Several hotel employees declined to comment.

K.C. Kavanagh, spokeswoman for Sheraton Hotels and Resorts, said Sheraton Baltimore North is a franchise property and the owner of the hotel is GF Hotels.

“This is just a terrible tragedy and our team is terribly saddened by this event,” Kavanagh said. “We’re doing all we can to assist the police and it’s a matter that’s in their hands at this time.”

A call to GF Management Co. in Philadelphia was not immediately returned.

Nick Gelston, 30, an electrician from Bel Air, said he stayed at the hotel Saturday night to attend a friend’s wedding. He was back there Monday afternoon because his car had broken down and he’d had to leave it at the hotel.

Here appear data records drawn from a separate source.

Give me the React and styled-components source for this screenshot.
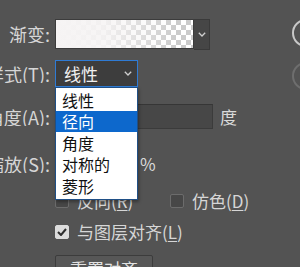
import React from 'react';
import styled, { createGlobalStyle } from 'styled-components';

const GlobalStyle = createGlobalStyle`
  html, body { margin: 0; padding: 0; background: #535353; overflow: hidden; }
  body { font-family: "Noto Sans CJK SC", "Noto Sans", sans-serif; }
  u { text-decoration-thickness: 1px; text-underline-offset: 2px; }
`;

const Page = styled.div`
  position: relative;
  width: 300px;
  height: 267px;
  overflow: hidden;
  display: flex;
  align-items: flex-start;
  background: #535353;
  color: #d8d8d8;
`;

const Form = styled.div`
  flex: 1;
  display: flex;
  flex-direction: column;
  padding-top: 19px;
`;

const Row = styled.div`
  flex: none;
  display: grid;
  grid-template-columns: 50px 1fr;
  column-gap: 5px;
  align-items: center;
  height: ${(p) => p.$h}px;
  margin-top: ${(p) => p.$mt || 0}px;
`;

const Label = styled.div`
  display: flex;
  justify-content: flex-end;
  overflow: hidden;
  white-space: nowrap;
  font-size: 18px;
  line-height: 1;
  color: #d6d6d6;
`;

const Controls = styled.div`
  display: flex;
  align-items: center;
  gap: ${(p) => p.$gap || 0}px;
  height: 100%;
`;

const Swatch = styled.div`
  width: 139px;
  height: 100%;
  box-sizing: border-box;
  border: 1px solid #3c3c3c;
  background:
    linear-gradient(to right, rgba(246,244,244,1) 0%, rgba(246,244,244,0.9) 35%, rgba(246,244,244,0) 88%),
    repeating-conic-gradient(#ffffff 0% 25%, #cbcbcb 0% 50%) 0 0 / 10px 10px;
`;

const SwatchButton = styled.div`
  width: 16px;
  height: calc(100% + 1px);
  box-sizing: border-box;
  background: #464646;
  border: 1px solid #3a3a3a;
  border-left: none;
  display: flex;
  align-items: center;
  justify-content: center;
`;

const SelectWrap = styled.div`
  position: relative;
  width: 83px;
  height: 100%;
`;

const Select = styled.div`
  box-sizing: border-box;
  height: 100%;
  width: 100%;
  background: #3d3d3d;
  border: 1px solid #2f7bd4;
  display: flex;
  align-items: center;
  justify-content: space-between;
  padding: 0 5px 0 8px;
  color: #f0f0f0;
  font-size: 17px;
`;

const Menu = styled.ul`
  position: absolute;
  top: 100%;
  left: 0;
  width: 100%;
  box-sizing: border-box;
  margin: 0;
  padding: 1px 0 2px;
  list-style: none;
  background: #ffffff;
  border: 1px solid #1f4f86;
  box-shadow: 1px 2px 3px rgba(0,0,0,0.35);
  z-index: 5;
`;

const MenuItem = styled.li`
  height: 21.5px;
  display: flex;
  align-items: center;
  padding-left: 6px;
  font-size: 16px;
  color: ${(p) => (p.$active ? '#ffffff' : '#111111')};
  background: ${(p) => (p.$active ? '#0d68cc' : 'transparent')};
`;

const Input = styled.div`
  box-sizing: border-box;
  width: ${(p) => p.$w}px;
  height: 100%;
  background: #474747;
  border: 1px solid #3b3b3b;
  border-top-color: #363636;
`;

const Unit = styled.span`
  font-size: 17px;
  color: #dadada;
`;

const CheckGroup = styled.label`
  display: flex;
  align-items: center;
  gap: 8px;
  width: ${(p) => (p.$w ? `${p.$w}px` : 'auto')};
  font-size: 17px;
  color: #d6d6d6;
  white-space: nowrap;
`;

const Box = styled.span`
  width: 14px;
  height: 14px;
  box-sizing: border-box;
  border-radius: 2px;
  flex: none;
  display: flex;
  align-items: center;
  justify-content: center;
  background: ${(p) => (p.$checked ? '#dcdcdc' : '#474747')};
  border: 1px solid ${(p) => (p.$checked ? '#dcdcdc' : '#6c6c6c')};
`;

const Button = styled.div`
  box-sizing: border-box;
  width: 98px;
  height: 26px;
  background: #575757;
  border: 1px solid #3c3c3c;
  border-radius: 2px;
  display: flex;
  align-items: center;
  justify-content: center;
  font-size: 17px;
  color: #e2e2e2;
`;

const Rail = styled.div`
  width: 8px;
  flex: none;
  overflow: hidden;
  display: flex;
  flex-direction: column;
  padding-top: 19px;
  gap: 15px;
`;

const Ring = styled.div`
  width: 28px;
  height: 28px;
  flex: none;
  box-sizing: border-box;
  border-radius: 50%;
  border: 2px solid ${(p) => p.$c};
`;

const Chevron = ({ color = '#cfcfcf' }) => (
  <svg width="8" height="5" viewBox="0 0 8 5">
    <polyline points="0.8,0.8 4,4 7.2,0.8" fill="none" stroke={color} strokeWidth="1.3" />
  </svg>
);

const Check = () => (
  <svg width="10" height="8" viewBox="0 0 10 8">
    <polyline points="1,4 4,7 9,1" fill="none" stroke="#2e2e2e" strokeWidth="2" />
  </svg>
);

export default function App() {
  const items = ['线性', '径向', '角度', '对称的', '菱形'];
  return (
    <Page>
      <GlobalStyle />
      <Form>
        <Row $h={30}>
          <Label>渐变:</Label>
          <Controls>
            <Swatch />
            <SwatchButton>
              <Chevron />
            </SwatchButton>
          </Controls>
        </Row>
        <Row $h={26} $mt={11}>
          <Label>样式(<u>T</u>):</Label>
          <Controls>
            <SelectWrap>
              <Select>
                <span>线性</span>
                <Chevron />
              </Select>
              <Menu>
                {items.map((t, i) => (
                  <MenuItem key={t} $active={i === 1}>{t}</MenuItem>
                ))}
              </Menu>
            </SelectWrap>
          </Controls>
        </Row>
        <Row $h={25} $mt={18}>
          <Label>角度(<u>A</u>):</Label>
          <Controls $gap={7}>
            <Input $w={158} />
            <Unit>度</Unit>
          </Controls>
        </Row>
        <Row $h={25} $mt={22}>
          <Label>缩放(<u>S</u>):</Label>
          <Controls $gap={4}>
            <Input $w={81} />
            <Unit>%</Unit>
          </Controls>
        </Row>
        <Row $h={24} $mt={12}>
          <span />
          <Controls>
            <CheckGroup $w={115}>
              <Box />
              <span>反向(<u>R</u>)</span>
            </CheckGroup>
            <CheckGroup>
              <Box />
              <span>仿色(<u>D</u>)</span>
            </CheckGroup>
          </Controls>
        </Row>
        <Row $h={24} $mt={7}>
          <span />
          <Controls>
            <CheckGroup>
              <Box $checked>
                <Check />
              </Box>
              <span>与图层对齐(<u>L</u>)</span>
            </CheckGroup>
          </Controls>
        </Row>
        <Row $h={26} $mt={12}>
          <span />
          <Controls>
            <Button>重置对齐</Button>
          </Controls>
        </Row>
      </Form>
      <Rail>
        <Ring $c="#c9c9c9" />
        <Ring $c="#6e6e6e" />
      </Rail>
    </Page>
  );
}
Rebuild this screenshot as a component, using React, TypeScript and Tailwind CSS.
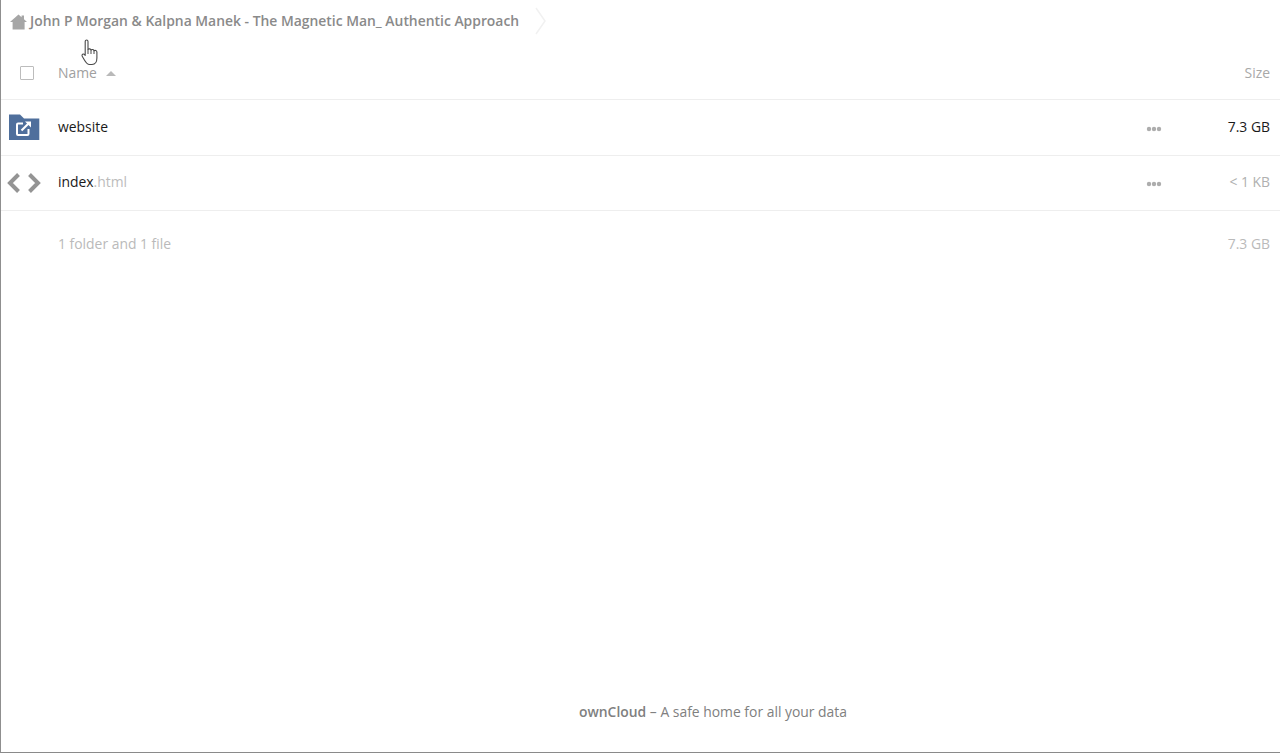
import React from "react";

function Dots() {
  return (
    <svg width="16" height="6" viewBox="0 0 16 6" className="block">
      <circle cx="3" cy="3" r="2.2" fill="#adadad" />
      <circle cx="8" cy="3" r="2.2" fill="#adadad" />
      <circle cx="13" cy="3" r="2.2" fill="#adadad" />
    </svg>
  );
}

function Row({ icon, name, size, sizeClass, rowClass }: { icon: React.ReactNode; name: React.ReactNode; size: string; sizeClass: string; rowClass: string }) {
  return (
    <div className={`flex items-center border-b border-[#eeeeee] ${rowClass}`}>
      <div className="flex w-[57px] shrink-0 justify-start pl-[6px]">{icon}</div>
      <div className="flex-1 text-[13.9px] text-[#1a1a1a]">{name}</div>
      <div className="mr-[68px] mt-[4px]"><Dots /></div>
      <div className={`w-[50px] pr-[10px] text-right text-[13.9px] whitespace-nowrap ${sizeClass}`}><span className="float-right">{size}</span></div>
    </div>
  );
}

export default function App() {
  return (
    <div className="relative flex h-[753px] w-[1280px] flex-col overflow-hidden border-b border-l border-b-[#8a8a8a] border-l-[#8f8f8f] bg-white font-['Open_Sans',sans-serif]">
      <div className="flex h-[42px] shrink-0 items-center pl-[9px]">
        <svg width="17" height="16" viewBox="0 0 17 16" className="mr-[3px] mt-[1px] shrink-0">
          <path d="M8.5 0.5 L11.6 3.2 V1.5 H14 V5.3 L17 8 H14.6 V15.5 H2.6 V8 H0 Z" fill="#a6a6a6" />
        </svg>
        <span className="text-[13.9px] font-semibold text-[#8a8a8a] whitespace-nowrap">John P Morgan &amp; Kalpna Manek - The Magnetic Man_ Authentic Approach</span>
        <svg width="12" height="30" viewBox="0 0 12 30" className="ml-[16px] shrink-0">
          <path d="M1 2 L10 15 L1 28" fill="none" stroke="#f1f1f1" strokeWidth="1.5" />
        </svg>
      </div>

      <div className="flex h-[58px] shrink-0 items-center border-b border-[#eeeeee] pt-[6px]">
        <div className="flex w-[57px] shrink-0 pl-[19px]">
          <div className="-mt-[2px] h-[14px] w-[14px] rounded-[1px] border border-[#bcbcbc] bg-white" />
        </div>
        <div className="flex flex-1 items-center gap-[9px] text-[13.9px] text-[#a0a0a0]">
          <span>Name</span>
          <svg width="10" height="5" viewBox="0 0 10 5" className="mt-[1px]"><path d="M5 0 L10 5 H0 Z" fill="#b9b9b9" /></svg>
        </div>
        <div className="pr-[10px] text-[13.9px] text-[#a8a8a8]">Size</div>
      </div>

      <Row
        rowClass="h-[56px] pb-[1px]"
        icon={
          <svg width="33" height="27" viewBox="0 0 33 27">
            <path d="M2 0.5 H13 L17 4.5 H32.3 V26 H2 Z" fill="#4f6f9c" />
            <rect x="10" y="9.5" width="11.5" height="11.5" rx="1" fill="none" stroke="#ffffff" strokeWidth="2" />
            <rect x="16" y="6" width="9" height="9" fill="#4f6f9c" />
            <path d="M14.5 16.5 L22 9" stroke="#ffffff" strokeWidth="2.2" fill="none" />
            <path d="M18 7.5 H24 V13.5 Z" fill="#ffffff" />
          </svg>
        }
        name="website"
        size="7.3 GB"
        sizeClass="text-[#1a1a1a]"
      />
      <Row
        rowClass="h-[55px] pb-[2px]"
        icon={
          <svg width="36" height="22" viewBox="0 0 36 22" className="ml-[-1px] mt-[1px]">
            <path d="M12.5 2.5 L4 11 L12.5 19.5" fill="none" stroke="#949494" strokeWidth="4" />
            <path d="M23.5 2.5 L32 11 L23.5 19.5" fill="none" stroke="#949494" strokeWidth="4" />
          </svg>
        }
        name={<>index<span className="text-[#bcbcbc]">.html</span></>}
        size="< 1 KB"
        sizeClass="text-[#b0b0b0]"
      />

      <div className="flex h-[66px] shrink-0 items-center pl-[57px] pr-[10px] text-[13.9px] text-[#bababa]">
        <span className="flex-1">1 folder and 1 file</span>
        <span>7.3 GB</span>
      </div>

      <div className="flex flex-1 items-end justify-center pb-[29px] pl-[145px] text-[13.9px] text-[#808080]">
        <p><span className="font-semibold">ownCloud</span> – A safe home for all your data</p>
      </div>

      <svg width="22" height="28" viewBox="0 0 20 28" className="absolute left-[79px] top-[39px]">
        <path
          d="M4.2 2.4 C4.2 0.6 7 0.6 7 2.4 V10.5 C7.6 9.6 9.8 9.6 10 11 C10.8 10.2 12.8 10.4 13 11.8 C13.9 11.1 15.8 11.4 15.9 13 V19 C15.9 22 14.5 25.5 11 25.5 H8.5 C6 25.5 4.8 23.5 3.4 21 L1.2 17.2 C0.3 15.6 2.4 14.2 3.6 15.6 L4.2 16.4 Z"
          fill="#ffffff"
          stroke="#4a4a4a"
          strokeWidth="1.1"
          strokeLinejoin="round"
        />
        <path d="M7 10.5 V15 M10 11 V15 M13 11.8 V15" stroke="#4a4a4a" strokeWidth="1" />
      </svg>
    </div>
  );
}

“I hope it was nobody who was with us,” Gelston said, adding that he wasn’t aware that any of the wedding guests had stayed on the 10th floor.

Melanie Morris, a cosmetics trainer from Birmingham, Ala., checked into the hotel Monday afternoon and said she was “a little scared” to see police cars outside.

“The front desk said there was an incident on the 10th floor and there was no immediate danger to the guests,” Morris said.

She said she had stayed at the hotel before and always found it to be pleasant and well-run. Her room cost $167 a night.